Low-end projects are notorious for poor management. But this national agency is changing all that with an eco-friendly initiative that promises to be a boon for all home-buyers.
To be launched next year, the first eco-friendly village will be built in Pattaya. A pilot project, which could be replicated nationwide, it would please home-buyers concerned about electricity bills. According to NHA director-general Vitoon Jiasakul, it will prove that a house equipped with solar panels in the estate with its own biogas electricity-generating system need not be as expensive as assumed to be.
"Although NHA develops budget residential units for low-income people, we have continued to improve our designs for better quality of living. The reasonably-priced eco-residence and eco-villages for all of our communities are long-term goals that we want to achieve," he said.
NHA will join hands with Horseshoe Point and Cellennium Co to develop its pilot project in Pattaya. The detached eco-residences - one-storeyed and two-storeyed - will be priced at 1 million baht to 3 million baht (US$32,400 to $97,400).
All houses will be equipped with solar panels. According to a research by Cellennium Co, at the location the roof panels should produce 40 kilowatt per hour of power per day, half the average demand of 80KwH for a 200-square-metre house.
At the electricity cost of 4.30 baht per unit, a house consuming 80 units would be charged 344 baht per day. However, with the solar panel, the bill would be cut by half to only 172 baht. Through a smart grid, consuming below 80 units, the house can also sell the excess power to Provincial Electricity Authority at 4.30 baht per KwH.
Aside from roof solar panels, the estate is also designed to have an innovative waste treatment system, which can produce biogas that could generate power for use inside the estate.
According to Vitoon, the right project needs to start with the right design, which must be in line with the location and weather conditions.

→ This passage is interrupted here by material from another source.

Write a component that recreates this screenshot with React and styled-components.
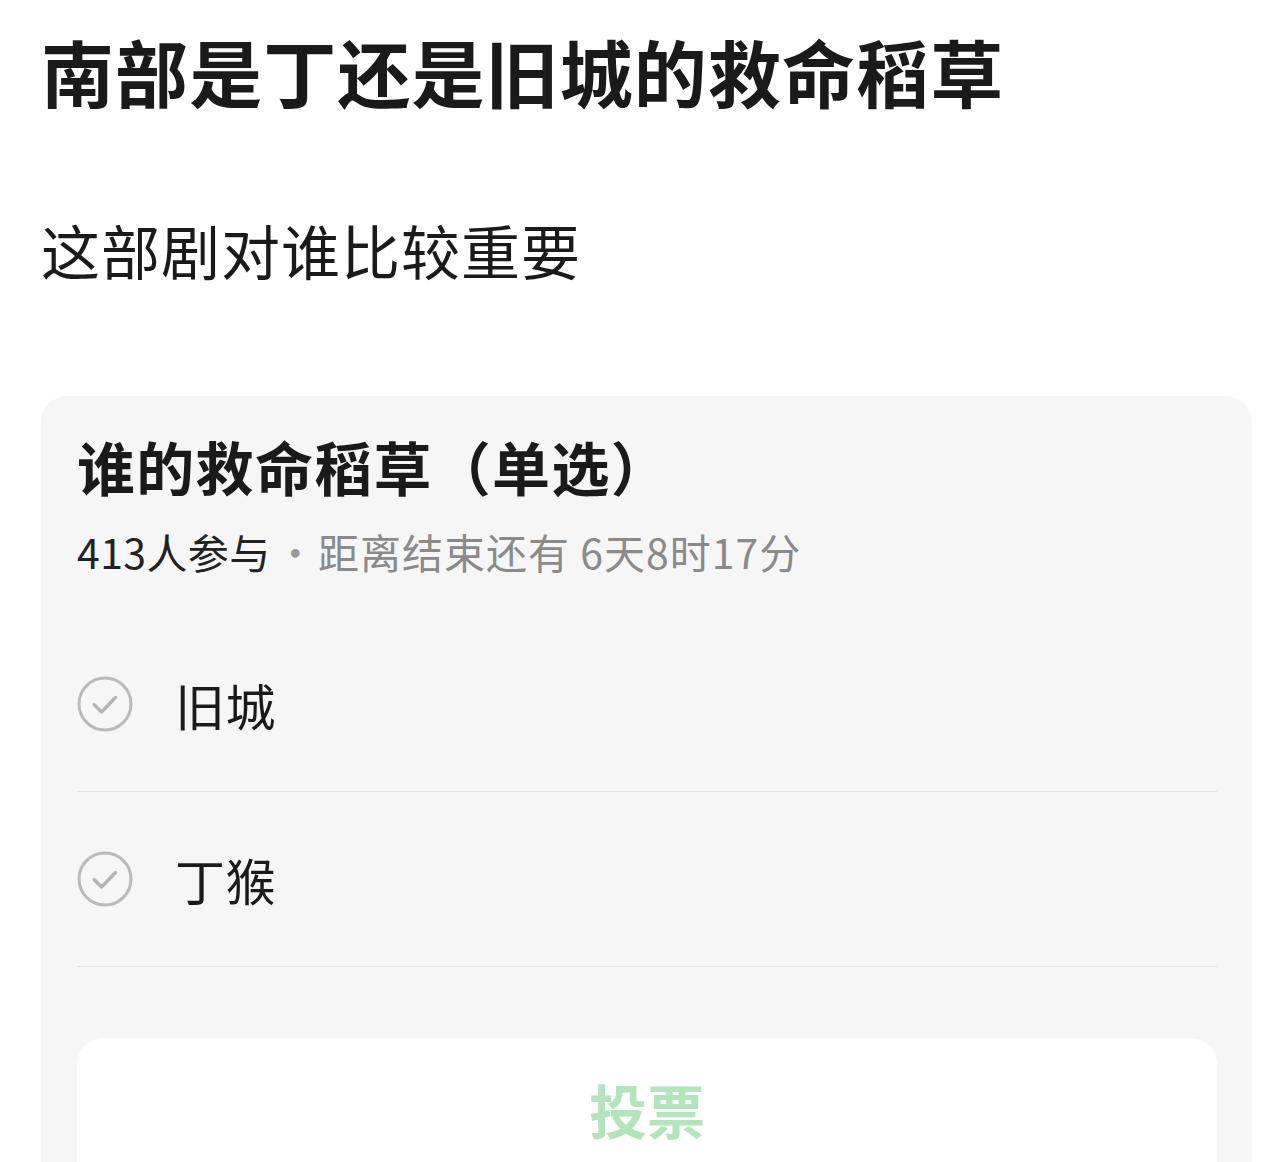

Then, the solar-cell system and waste-treatment system would be included, so that the residents can support themselves with sustainable power supply and lower electricity bills.
Eco-friendly residences do not need to be expensive, he said.
If the project is successful, he said the NHA is prepared to introduce the eco-village concept at new projects. The concept would also be promoted at existing communities, for better quality of living for its customers in the long run.
If so, this would be a great achievement for the agency. Since 1976, it has completed more than 700,000 residential units, under its mission to provide cheap housing for low-income earners. Over 70 per cent of the units are located in Bangkok. In 2010 fiscal year alone, it completed 26,385 units under the Ban Ua-Athorn scheme.
"This is our pilot project, which is very likely to be expanded to cover all of NHA residential projects. All of them will incorporate the eco-village concept," he said.
Beyond solar panels, last year's flood also inspired the agency to come up with a new house design that can withstand floods. The Amphibious House design is planned for its Baan Ua-Arthorn project in Ayutthaya.
"We assigned Side Specific Co to design the amphibious house to meet our customers' demands. This is also under our concept to design residential units for better living," Vitoon said.
He added that construction will start next year. Costing 1.5 million baht, the 100-square-metre detached house offers 2 bedrooms, two bathrooms, a kitchen and a living room. The house will be supported by buoys, which are ready to lift up the house when floods come.